Genuine Inner Peace
Genuine inner peace is available at any moment. Not a temporary affair, but the real thing. This blogger cannot claim to have genuine peace at every moment, but merely an understanding that it is accessible.
The obstacles to inner peace are ‘residential’ emotions – an overall feeling that we are stuck with, and which includes anxiety, doubts, desire, expectations, fear, pride, jealousy: that is our unique path.
Designing a system where one does this, this and this and one will achieve inner happiness, inner peace, doesn’t work because we all have obstacles of varying densities. One could say different capacities and different levels, but it’s more than that. It’s to do with the strength of our programming and our ability, tenacity and honesty in dealing with that. It’s simple, but not easy.
Whether habitual emotions are occurring or not, genuine happiness is always available to us. In essence, our very nature is – and has always been – happiness. This is what the Dharma is all about, and the material on this blog offers a feel of how this happiness is self-existing. This does not mean that our outer life will be hunky dory, but our view will be clearer by understanding that all appearances are temporary phenomena that can nevertheless still be enjoyed. This basically comes from understanding that awareness has a finer reality of being pure awareness, empty of being contaminated by thoughts and emotions. Thoughts and emotions will still arise but we don’t hold on to them or cling to them obsessively, as we did when we were ignorant of these arisings. In understanding that all sentient beings have these same obstacles and the same potential of pure happiness, compassion arises.
By merely recognising the obstacles to awareness, they drop away for a moment, and there is a sense of relief and a release from being sophisticated. Gradually, with recognition, this inner happiness is recognised to be available all the time because it is our true nature.
The problem arises when we expect our inner and outer lives to match up. It is this expectation that creates suffering. The first noble truth of the Buddha is the recognition that we are suffering, and that there is a cause to that suffering, which is the second noble truth. When we finally admit that life is ‘poo’, we will want to do something about it! That is the third noble truth. Finding our path is the fourth noble truth.

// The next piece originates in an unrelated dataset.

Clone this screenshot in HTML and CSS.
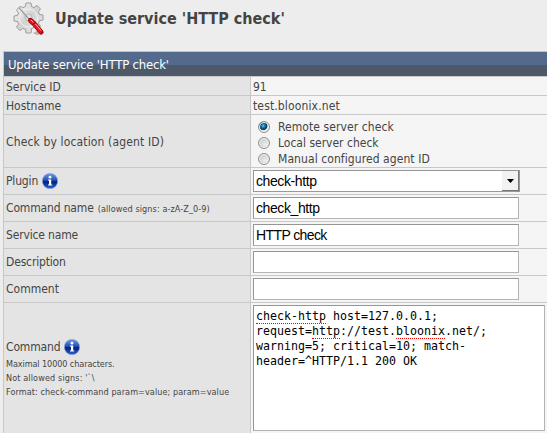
FILE: index.html
```
<!DOCTYPE html>
<html lang="en">
<head>
<meta charset="utf-8">
<title>Update service</title>
<link rel="stylesheet" href="styles.css">
</head>
<body>
<svg width="0" height="0" class="defs">
  <defs>
    <linearGradient id="ball" x1="0" y1="0" x2="0" y2="1"><stop offset="0" stop-color="#6d9be6"/><stop offset=".45" stop-color="#2450b4"/><stop offset=".55" stop-color="#001f80"/><stop offset="1" stop-color="#2b62cc"/></linearGradient>
    <symbol id="info" viewBox="0 0 16 16"><circle cx="8" cy="8" r="7.7" fill="url(#ball)" stroke="#8eaadd" stroke-width=".5"/><path d="M6 6.400H9.200v5h1v1.200H6v-1.200h1V7.600H6z" fill="#fff"/><circle cx="8" cy="4.200" r="1.400" fill="#fff"/></symbol>
  </defs>
</svg>
<header class="title">
  <svg class="gear" width="32" height="34" viewBox="0 0 32 34">
    <defs>
      <linearGradient id="metal" x1="0" y1="0" x2="1" y2="1"><stop offset="0" stop-color="#fafafa"/><stop offset=".5" stop-color="#d2d2d2"/><stop offset="1" stop-color="#ececec"/></linearGradient>
    </defs>
    <path d="M12.500 4.500 13 1h5l.6 3.500 2.600 1.100L24 3.400 27.500 7l-2.100 2.800 1.100 2.700 3.500.5v5l-3.500.6-1.100 2.600 2.100 2.800-3.500 3.500-2.800-2.100-2.600 1.100L18 31h-5l-.5-3.500-2.700-1.100L7 28.500 3.400 25l2.200-2.800-1.100-2.600L1 19v-5l3.500-.6 1.100-2.600L3.400 8 7 4.500l2.800 1.100z" fill="url(#metal)" stroke="#9c9c9c" stroke-width="1"/>
    <circle cx="15.500" cy="16" r="9" fill="none" stroke="#f2f2f2" stroke-width="1"/>
    <circle cx="15.500" cy="15.500" r="3.500" fill="#e4e4e4" stroke="#aaa" stroke-width=".8"/>
    <path d="M20 31l4 2 7-2-3-4z" fill="#777" opacity=".5"/>
    <path d="M6 5.500 17 18" stroke="#888" stroke-width="1.400"/>
    <path d="M6.500 5.500 17.500 17.500" stroke="#fff" stroke-width=".6"/>
    <path d="M17.500 18.500 21 21.500 28 30" fill="none" stroke="#a90000" stroke-width="5" stroke-linecap="round"/>
    <path d="M17.500 18.500 21 21.500 27.500 29.500" fill="none" stroke="#e01820" stroke-width="3.400" stroke-linecap="round"/>
    <path d="M18 18 20.500 20.500M22.500 22 28 28.500" stroke="#ffb5b5" stroke-width="1"/>
    <path d="M19 23 22.500 20" stroke="#900" stroke-width="1"/>
  </svg>
  <h1>Update service 'HTTP check'</h1>
</header>
<main class="panel">
  <h2>Update service 'HTTP check'</h2>
  <div class="row short"><div class="label"><span>Service ID</span></div><div class="value">91</div></div>
  <div class="row short"><div class="label"><span>Hostname</span></div><div class="value"><span class="loose">test.bloonix.net</span></div></div>
  <div class="row location"><div class="label"><span class="loose">Check by location (agent ID)</span></div>
    <div class="value radios">
      <label><i class="radio on"></i><span class="wide">Remote server check</span></label>
      <label><i class="radio"></i><span>Local server check</span></label>
      <label><i class="radio"></i><span class="wide">Manual configured agent ID</span></label>
    </div>
  </div>
  <div class="row"><div class="label"><span class="tight">Plugin</span><svg class="info"><use href="#info"/></svg></div>
    <div class="value"><div class="field select"><span>check-http</span><b class="drop"><svg width="7" height="4" viewBox="0 0 7 4"><path d="M0 0h7L3.500 4z"/></svg></b></div></div></div>
  <div class="row"><div class="label"><span class="tight">Command name</span><small class="allowed">(allowed signs: a-zA-Z_0-9)</small></div><div class="value"><div class="field"><span>check_http</span></div></div></div>
  <div class="row"><div class="label"><span class="tight">Service name</span></div><div class="value"><div class="field"><span class="caps">HTTP check</span></div></div></div>
  <div class="row"><div class="label"><span class="tight">Description</span></div><div class="value"><div class="field"></div></div></div>
  <div class="row"><div class="label"><span>Comment</span></div><div class="value"><div class="field"></div></div></div>
  <div class="row command"><div class="label">
      <div class="cmd"><span class="tight">Command</span><svg class="info"><use href="#info"/></svg></div>
      <small class="limit">Maximal 10000 characters.</small>
      <small class="signs">Not allowed signs: '`\</small>
      <small class="format">Format: check-command param=value; param=value</small>
    </div>
    <div class="value"><div class="area">
      <div class="line"><u>check-http</u><span> host=127.0.0.1;</span></div>
      <div class="line"><span>request=</span><u>http</u><span>://test.</span><u>bloonix</u><span>.net/;</span></div>
      <div class="line"><span>warning=5; critical=10; match-</span></div>
      <div class="line"><span>header=^HTTP/1.1 200 OK</span></div>
    </div></div></div>
</main>
</body>
</html>
```
FILE: styles.css
```
* { box-sizing: border-box; }
body { margin: 0; width: 547px; height: 433px; overflow: hidden; background: #ededed; color: #444; font: 12px/16px "DejaVu Sans Condensed", "DejaVu Sans", sans-serif; font-stretch: condensed; }
.defs { position: absolute; }
.title { display: flex; height: 51px; padding: 2px 0 0 13px; }
.gear { flex: none; }
h1 { margin: 6px 0 0 10px; font-size: 16px; line-height: 22px; font-weight: bold; white-space: nowrap; }
span, small { white-space: nowrap; }
.panel { margin-left: 3px; border-left: 1px solid #c8c8c8; }
h2 { margin: 0; height: 26px; padding: 1px 0 0 4px; border-top: 1px solid #c4c4c4; border-bottom: 1px solid #c8c8c8; background: linear-gradient(#536a8c 13px, #4d5969 13px); color: #fff; font-size: 13px; line-height: 23px; font-weight: normal; letter-spacing: -0.19px; }
.row { display: grid; grid-template-columns: 247px 1fr; height: 27px; border-bottom: 1px solid #c8c8c8; }
.row.short { height: 19px; }
.row.location { height: 53px; }
.row.command { height: 134px; }
.label { display: flex; align-items: center; padding-left: 2px; background: #e4e4e4; border-right: 1px solid #c8c8c8; }
.value { display: flex; align-items: center; padding-left: 2px; background: #f5f5f5; }
.short .label, .short .value, .location .label { padding-top: 2px; }
.loose { letter-spacing: 0.14px; }
.wide { letter-spacing: 0.08px; }
.tight { letter-spacing: -0.16px; }
.info { width: 16px; height: 16px; margin-left: 4px; }
.radios { flex-direction: column; align-items: flex-start; justify-content: center; padding: 3px 0 0 7px; }
.radios label { display: flex; align-items: center; height: 16px; }
.radio { width: 12px; height: 12px; margin-right: 8px; border: 1px solid #8e8f8f; border-radius: 50%; background: radial-gradient(circle at 65% 65%, #eee, #cfd1d5 60%); box-shadow: inset 0 0 0 1px #f5f5f5; }
.radio.on { background: radial-gradient(circle at 42% 38%, #79d4f5 0, #1580b6 18%, #0c3454 46%, #e5e5e5 54%); }
.field { display: flex; align-items: center; width: 266px; height: 22px; padding-left: 2px; border: 1px solid #969696; border-right-color: #b4b4b4; border-bottom-color: #b4b4b4; background: #fff; color: #000; font: 14px/18px "Liberation Sans", Arial, sans-serif; letter-spacing: -0.4px; }
.field .caps { letter-spacing: -0.6px; }
.select { width: 267px; border-bottom-color: #999; border-right-color: #999; }
.drop { display: flex; align-items: center; justify-content: center; width: 17px; height: 20px; margin-left: auto; background: #f2f2f2; border-right: 1px solid #777; border-bottom: 1px solid #777; }
small { font-size: 9px; line-height: 14px; }
.allowed { margin: 2px 0 0 4px; letter-spacing: 0.1px; }
.command .label { flex-direction: column; align-items: flex-start; padding-top: 34px; }
.cmd { display: flex; align-items: center; height: 19px; margin-bottom: 1px; }
.limit { letter-spacing: -0.08px; }
.signs { letter-spacing: 0.13px; }
.format { letter-spacing: 0.09px; }
.command .value { align-items: flex-start; padding-top: 2px; }
.area { width: 292px; height: 126px; padding: 3px 2px; border: 1px solid #969696; border-right-color: #b4b4b4; border-bottom-color: #b4b4b4; background: #fff; color: #000; font: 11.63px/15px "DejaVu Sans Mono", monospace; }
.line { display: flex; height: 15px; }
.line span, .line u { white-space: pre; line-height: 15px; }
.line u { height: 15px; text-decoration: none; border-bottom: 1px dotted #f00; }
```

Our progress will depend upon how strongly we see things, and ourselves.
We have to accept and recognise that we experience both absolute reality, and a conventional, human reality: one never changes while the other is in a constant state of change. In the moment of dropping our expectations in life, genuine happiness is present – genuine inner peace – and we can dip in any time we choose. We have to understand, however, how the present moment came about: it was due to our past actions, so wanting it to be different is unreasonable, although we can affect the future through our understanding now.
As we progress, life becomes simpler and there is more time and space to acknowledge this inner peace. Seeking good company helps; the company of others who wish to experience the same thing. Dare I say it…this blog is one such place 🙂 but it’s better to find a group and be face to face (although of course, being part of a group brings its own problems, even though the inner peace is still present!). If we go step by step at our own pace, we will get it! We start from where we are, and refine. For that, we need support.
I worry about writing this blog as it might interfere with someone’s progress, but you found your way here. It is always up to you. The Buddha said, “Don’t take my word for it. Test it for yourself”.
It’s good to start with questions.
The Buddha’s teachings always stand to reason.